Many faculty members and trustees have singled out Dixon, 57, as the major villain in Antioch's travail. An ebullient social reformer, Dixon was the commissioner of public health in Philadelphia before coming to Antioch, and he was co-chairman of the New Party in 1968 with Dick Gregory; he frequently thinks aloud in rapid-fire sentences that leave listeners at a total loss. Last spring 75% of the Yellow Springs faculty signed petitions asking him to resign. Said John Sparks, professor of political science: "He managed Antioch as if it were his own private property." Some trustees have urged that he be fired outright, but the Antioch board voted last November to postpone further consideration of Dixon's future and "the present viability of the college" until March.

Dixon is confident that the college will survive--and that its first-rate teaching faculty will continue to offer students a valuable blend of rigorous academic training and job experience. Says he: "Antioch is not going to cash in its chips, although I don't know what its evolution will be." Adds Chancellor Shea: "There's no reason in the world why this campus should roll over and play dead."

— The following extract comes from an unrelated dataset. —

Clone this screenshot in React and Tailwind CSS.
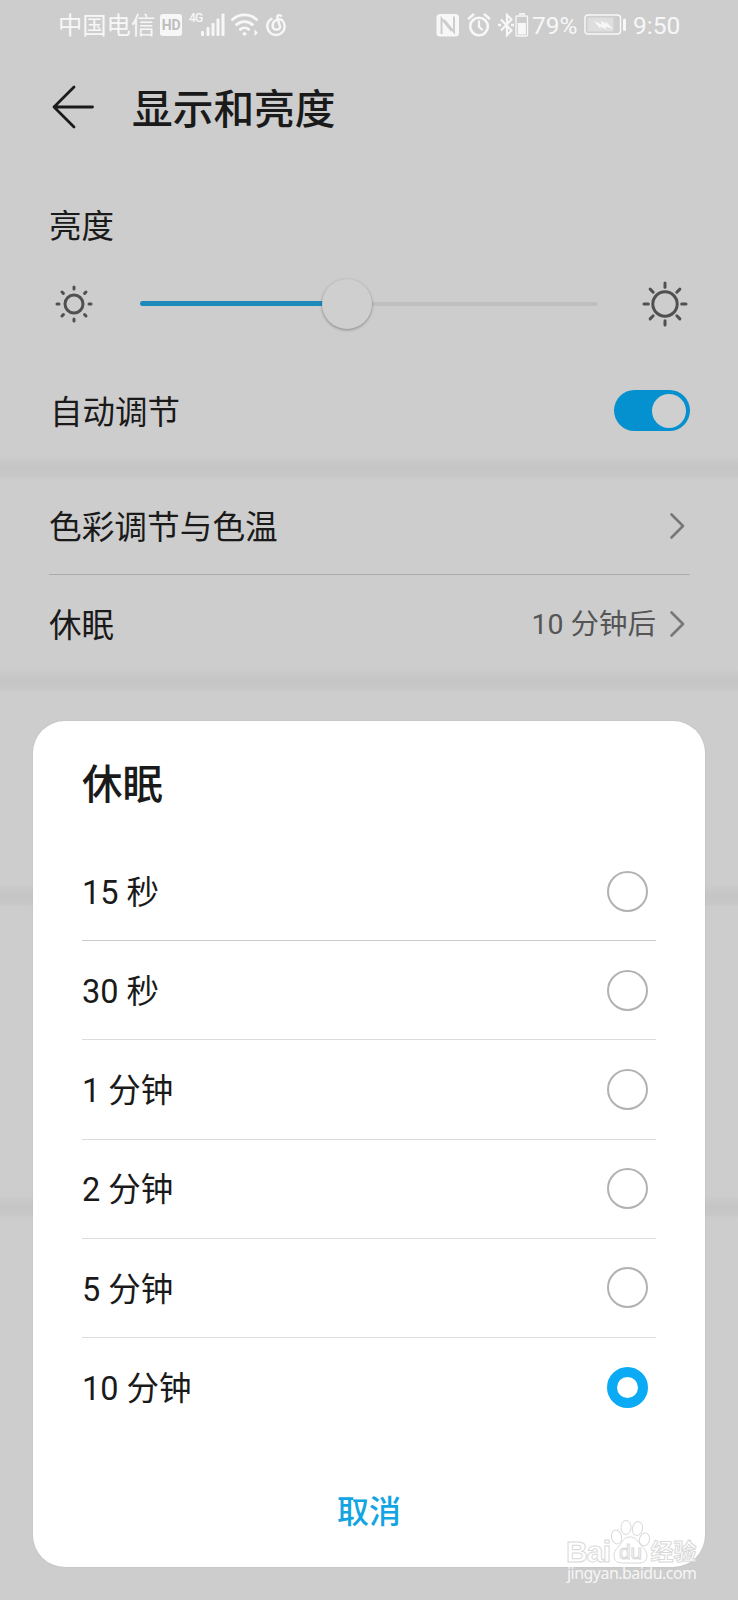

Antioch's future now depends on its ability to increase the freshman class 50%--to 450 students--next fall. The college never had to recruit before; now it has bought the names of 92,000 bright high school prospects from the Educational Testing Service, and is embarking on a massive telephone campaign, plus a 200,000-piece mailing. The effort is crucial. Says Jewel Graham, associate professor of social welfare: "Antioch has always been a hand-to-mouth institution, and that's where we're at now. If students come and pay tuition, we'll make it. If they don't, we won't."